EXERCISE BRIEF
Produce an exact copy of all the data below, dropping every image.
# # #
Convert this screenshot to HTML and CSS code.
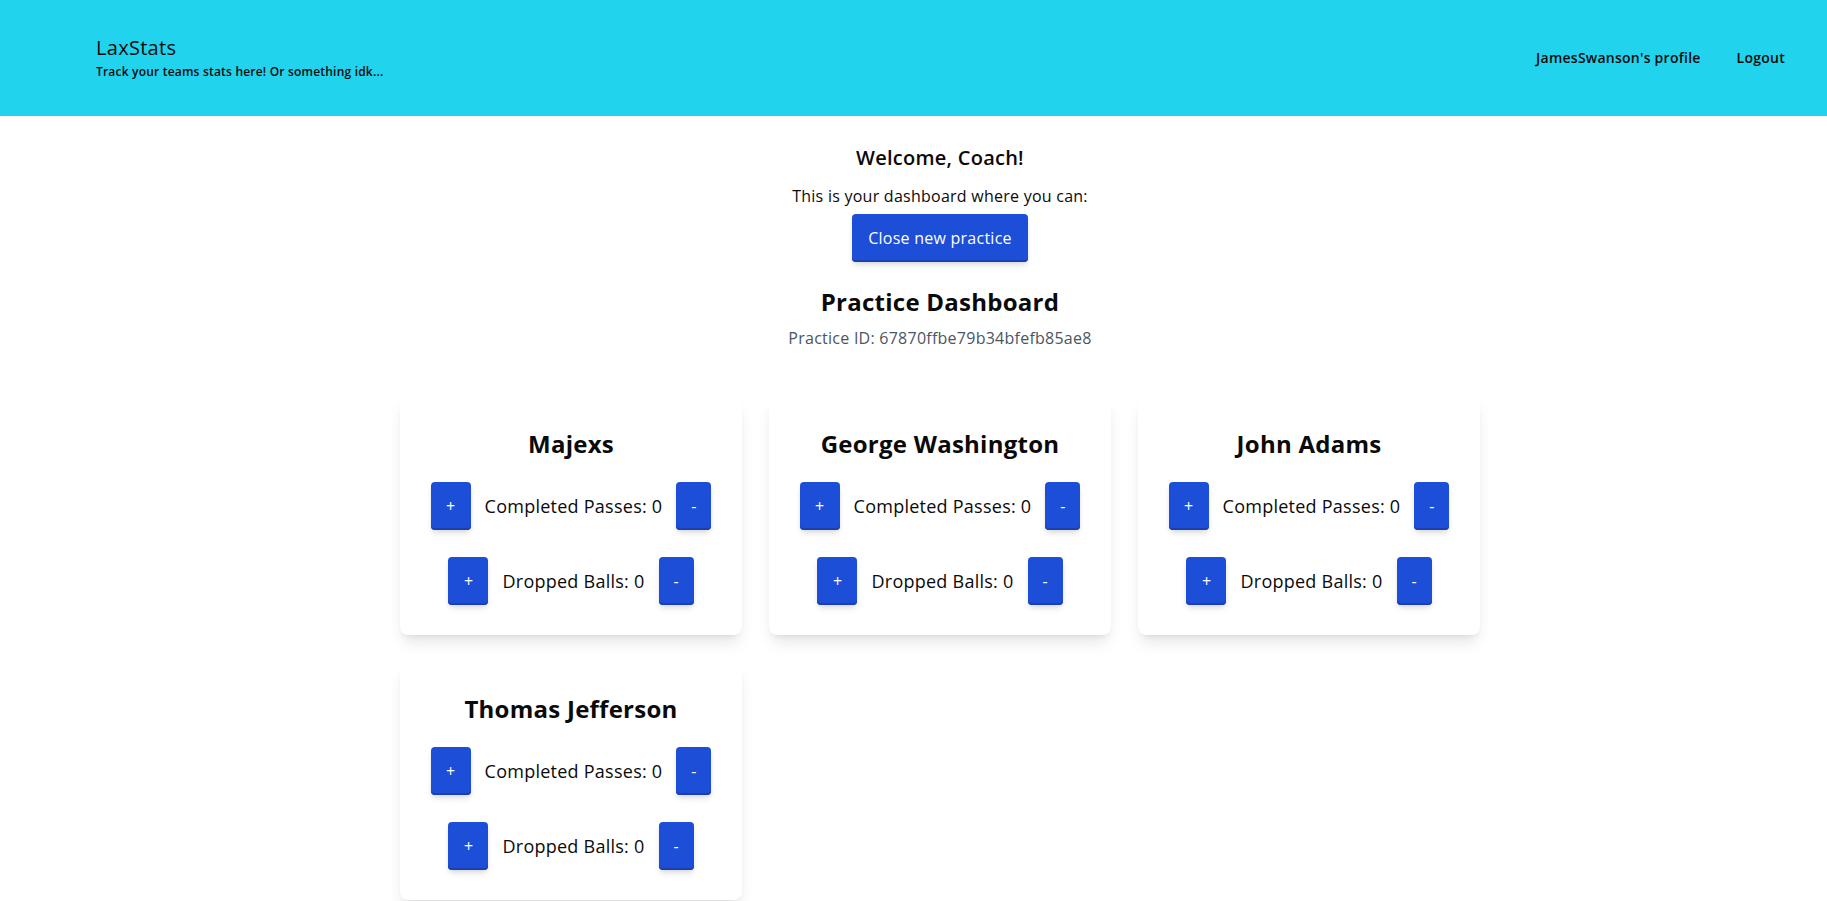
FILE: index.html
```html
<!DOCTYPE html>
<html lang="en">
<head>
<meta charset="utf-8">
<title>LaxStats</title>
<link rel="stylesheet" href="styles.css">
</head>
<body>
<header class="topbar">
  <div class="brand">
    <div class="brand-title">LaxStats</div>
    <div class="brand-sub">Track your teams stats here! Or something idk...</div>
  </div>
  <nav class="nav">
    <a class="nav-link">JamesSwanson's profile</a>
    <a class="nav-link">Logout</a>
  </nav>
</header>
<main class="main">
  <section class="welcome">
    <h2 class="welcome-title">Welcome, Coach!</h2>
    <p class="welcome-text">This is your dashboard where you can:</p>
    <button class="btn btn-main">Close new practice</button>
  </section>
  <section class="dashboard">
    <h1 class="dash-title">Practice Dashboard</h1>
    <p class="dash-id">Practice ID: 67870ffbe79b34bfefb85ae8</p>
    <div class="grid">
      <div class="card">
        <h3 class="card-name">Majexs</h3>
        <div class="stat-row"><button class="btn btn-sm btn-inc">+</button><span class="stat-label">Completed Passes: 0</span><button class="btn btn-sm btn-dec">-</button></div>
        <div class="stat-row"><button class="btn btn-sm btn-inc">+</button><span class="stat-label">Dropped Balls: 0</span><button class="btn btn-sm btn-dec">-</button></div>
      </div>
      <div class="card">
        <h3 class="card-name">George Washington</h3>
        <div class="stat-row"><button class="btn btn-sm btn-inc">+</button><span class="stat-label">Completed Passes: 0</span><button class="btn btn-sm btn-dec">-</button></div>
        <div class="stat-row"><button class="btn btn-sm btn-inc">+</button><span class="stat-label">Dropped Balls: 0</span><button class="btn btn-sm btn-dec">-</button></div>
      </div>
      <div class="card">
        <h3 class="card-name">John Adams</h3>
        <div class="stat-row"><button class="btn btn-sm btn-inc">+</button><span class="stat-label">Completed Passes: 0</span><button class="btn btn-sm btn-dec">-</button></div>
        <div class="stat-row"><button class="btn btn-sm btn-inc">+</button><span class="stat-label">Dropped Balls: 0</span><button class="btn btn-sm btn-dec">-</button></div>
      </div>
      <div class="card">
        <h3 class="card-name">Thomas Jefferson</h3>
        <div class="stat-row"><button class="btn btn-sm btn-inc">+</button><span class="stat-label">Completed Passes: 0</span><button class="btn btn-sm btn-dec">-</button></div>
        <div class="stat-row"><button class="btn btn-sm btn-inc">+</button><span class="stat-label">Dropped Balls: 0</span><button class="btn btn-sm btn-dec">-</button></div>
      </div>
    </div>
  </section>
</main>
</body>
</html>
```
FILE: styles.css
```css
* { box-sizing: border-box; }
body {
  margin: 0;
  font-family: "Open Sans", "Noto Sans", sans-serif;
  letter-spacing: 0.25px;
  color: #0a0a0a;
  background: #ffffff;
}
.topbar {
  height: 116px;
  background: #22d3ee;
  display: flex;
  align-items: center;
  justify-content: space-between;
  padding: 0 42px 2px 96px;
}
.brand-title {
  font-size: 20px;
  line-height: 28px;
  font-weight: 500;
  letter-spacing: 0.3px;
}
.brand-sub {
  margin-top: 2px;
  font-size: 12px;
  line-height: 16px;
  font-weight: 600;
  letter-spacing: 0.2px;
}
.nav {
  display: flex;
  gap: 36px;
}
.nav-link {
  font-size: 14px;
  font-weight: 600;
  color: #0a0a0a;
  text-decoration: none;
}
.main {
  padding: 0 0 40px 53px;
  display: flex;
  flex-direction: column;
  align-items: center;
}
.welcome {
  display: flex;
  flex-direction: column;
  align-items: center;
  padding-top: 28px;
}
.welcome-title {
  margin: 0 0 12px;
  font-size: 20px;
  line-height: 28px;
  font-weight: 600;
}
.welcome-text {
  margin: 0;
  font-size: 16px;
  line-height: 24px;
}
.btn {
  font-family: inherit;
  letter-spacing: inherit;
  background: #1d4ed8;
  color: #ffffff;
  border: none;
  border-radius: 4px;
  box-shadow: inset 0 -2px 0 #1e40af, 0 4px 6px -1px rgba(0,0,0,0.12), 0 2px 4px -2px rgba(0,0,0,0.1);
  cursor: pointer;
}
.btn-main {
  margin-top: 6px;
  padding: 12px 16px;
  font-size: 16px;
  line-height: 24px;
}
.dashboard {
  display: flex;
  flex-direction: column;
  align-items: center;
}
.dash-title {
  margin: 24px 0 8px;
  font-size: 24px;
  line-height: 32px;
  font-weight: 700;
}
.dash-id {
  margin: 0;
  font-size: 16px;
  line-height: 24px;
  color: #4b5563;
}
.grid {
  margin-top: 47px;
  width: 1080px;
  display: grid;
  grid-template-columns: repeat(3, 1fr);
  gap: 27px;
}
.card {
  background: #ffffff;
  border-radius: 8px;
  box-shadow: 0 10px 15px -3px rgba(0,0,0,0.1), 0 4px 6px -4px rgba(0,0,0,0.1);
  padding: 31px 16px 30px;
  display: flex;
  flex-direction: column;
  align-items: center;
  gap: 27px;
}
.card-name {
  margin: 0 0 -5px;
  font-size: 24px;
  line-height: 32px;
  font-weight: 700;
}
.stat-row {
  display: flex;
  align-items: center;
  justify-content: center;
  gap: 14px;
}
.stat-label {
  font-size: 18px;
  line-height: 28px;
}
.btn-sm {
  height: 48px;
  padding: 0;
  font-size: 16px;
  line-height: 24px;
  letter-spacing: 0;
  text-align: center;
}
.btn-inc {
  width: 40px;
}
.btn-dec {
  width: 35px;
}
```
# # #
TASK RESULT
Convert this screenshot to HTML and CSS code.
FILE: index.html
```html
<!DOCTYPE html>
<html lang="en">
<head>
<meta charset="utf-8">
<title>LaxStats</title>
<link rel="stylesheet" href="styles.css">
</head>
<body>
<header class="topbar">
  <div class="brand">
    <div class="brand-title">LaxStats</div>
    <div class="brand-sub">Track your teams stats here! Or something idk...</div>
  </div>
  <nav class="nav">
    <a class="nav-link">JamesSwanson's profile</a>
    <a class="nav-link">Logout</a>
  </nav>
</header>
<main class="main">
  <section class="welcome">
    <h2 class="welcome-title">Welcome, Coach!</h2>
    <p class="welcome-text">This is your dashboard where you can:</p>
    <button class="btn btn-main">Close new practice</button>
  </section>
  <section class="dashboard">
    <h1 class="dash-title">Practice Dashboard</h1>
    <p class="dash-id">Practice ID: 67870ffbe79b34bfefb85ae8</p>
    <div class="grid">
      <div class="card">
        <h3 class="card-name">Majexs</h3>
        <div class="stat-row"><button class="btn btn-sm btn-inc">+</button><span class="stat-label">Completed Passes: 0</span><button class="btn btn-sm btn-dec">-</button></div>
        <div class="stat-row"><button class="btn btn-sm btn-inc">+</button><span class="stat-label">Dropped Balls: 0</span><button class="btn btn-sm btn-dec">-</button></div>
      </div>
      <div class="card">
        <h3 class="card-name">George Washington</h3>
        <div class="stat-row"><button class="btn btn-sm btn-inc">+</button><span class="stat-label">Completed Passes: 0</span><button class="btn btn-sm btn-dec">-</button></div>
        <div class="stat-row"><button class="btn btn-sm btn-inc">+</button><span class="stat-label">Dropped Balls: 0</span><button class="btn btn-sm btn-dec">-</button></div>
      </div>
      <div class="card">
        <h3 class="card-name">John Adams</h3>
        <div class="stat-row"><button class="btn btn-sm btn-inc">+</button><span class="stat-label">Completed Passes: 0</span><button class="btn btn-sm btn-dec">-</button></div>
        <div class="stat-row"><button class="btn btn-sm btn-inc">+</button><span class="stat-label">Dropped Balls: 0</span><button class="btn btn-sm btn-dec">-</button></div>
      </div>
      <div class="card">
        <h3 class="card-name">Thomas Jefferson</h3>
        <div class="stat-row"><button class="btn btn-sm btn-inc">+</button><span class="stat-label">Completed Passes: 0</span><button class="btn btn-sm btn-dec">-</button></div>
        <div class="stat-row"><button class="btn btn-sm btn-inc">+</button><span class="stat-label">Dropped Balls: 0</span><button class="btn btn-sm btn-dec">-</button></div>
      </div>
    </div>
  </section>
</main>
</body>
</html>
```
FILE: styles.css
```css
* { box-sizing: border-box; }
body {
  margin: 0;
  font-family: "Open Sans", "Noto Sans", sans-serif;
  letter-spacing: 0.25px;
  color: #0a0a0a;
  background: #ffffff;
}
.topbar {
  height: 116px;
  background: #22d3ee;
  display: flex;
  align-items: center;
  justify-content: space-between;
  padding: 0 42px 2px 96px;
}
.brand-title {
  font-size: 20px;
  line-height: 28px;
  font-weight: 500;
  letter-spacing: 0.3px;
}
.brand-sub {
  margin-top: 2px;
  font-size: 12px;
  line-height: 16px;
  font-weight: 600;
  letter-spacing: 0.2px;
}
.nav {
  display: flex;
  gap: 36px;
}
.nav-link {
  font-size: 14px;
  font-weight: 600;
  color: #0a0a0a;
  text-decoration: none;
}
.main {
  padding: 0 0 40px 53px;
  display: flex;
  flex-direction: column;
  align-items: center;
}
.welcome {
  display: flex;
  flex-direction: column;
  align-items: center;
  padding-top: 28px;
}
.welcome-title {
  margin: 0 0 12px;
  font-size: 20px;
  line-height: 28px;
  font-weight: 600;
}
.welcome-text {
  margin: 0;
  font-size: 16px;
  line-height: 24px;
}
.btn {
  font-family: inherit;
  letter-spacing: inherit;
  background: #1d4ed8;
  color: #ffffff;
  border: none;
  border-radius: 4px;
  box-shadow: inset 0 -2px 0 #1e40af, 0 4px 6px -1px rgba(0,0,0,0.12), 0 2px 4px -2px rgba(0,0,0,0.1);
  cursor: pointer;
}
.btn-main {
  margin-top: 6px;
  padding: 12px 16px;
  font-size: 16px;
  line-height: 24px;
}
.dashboard {
  display: flex;
  flex-direction: column;
  align-items: center;
}
.dash-title {
  margin: 24px 0 8px;
  font-size: 24px;
  line-height: 32px;
  font-weight: 700;
}
.dash-id {
  margin: 0;
  font-size: 16px;
  line-height: 24px;
  color: #4b5563;
}
.grid {
  margin-top: 47px;
  width: 1080px;
  display: grid;
  grid-template-columns: repeat(3, 1fr);
  gap: 27px;
}
.card {
  background: #ffffff;
  border-radius: 8px;
  box-shadow: 0 10px 15px -3px rgba(0,0,0,0.1), 0 4px 6px -4px rgba(0,0,0,0.1);
  padding: 31px 16px 30px;
  display: flex;
  flex-direction: column;
  align-items: center;
  gap: 27px;
}
.card-name {
  margin: 0 0 -5px;
  font-size: 24px;
  line-height: 32px;
  font-weight: 700;
}
.stat-row {
  display: flex;
  align-items: center;
  justify-content: center;
  gap: 14px;
}
.stat-label {
  font-size: 18px;
  line-height: 28px;
}
.btn-sm {
  height: 48px;
  padding: 0;
  font-size: 16px;
  line-height: 24px;
  letter-spacing: 0;
  text-align: center;
}
.btn-inc {
  width: 40px;
}
.btn-dec {
  width: 35px;
}
```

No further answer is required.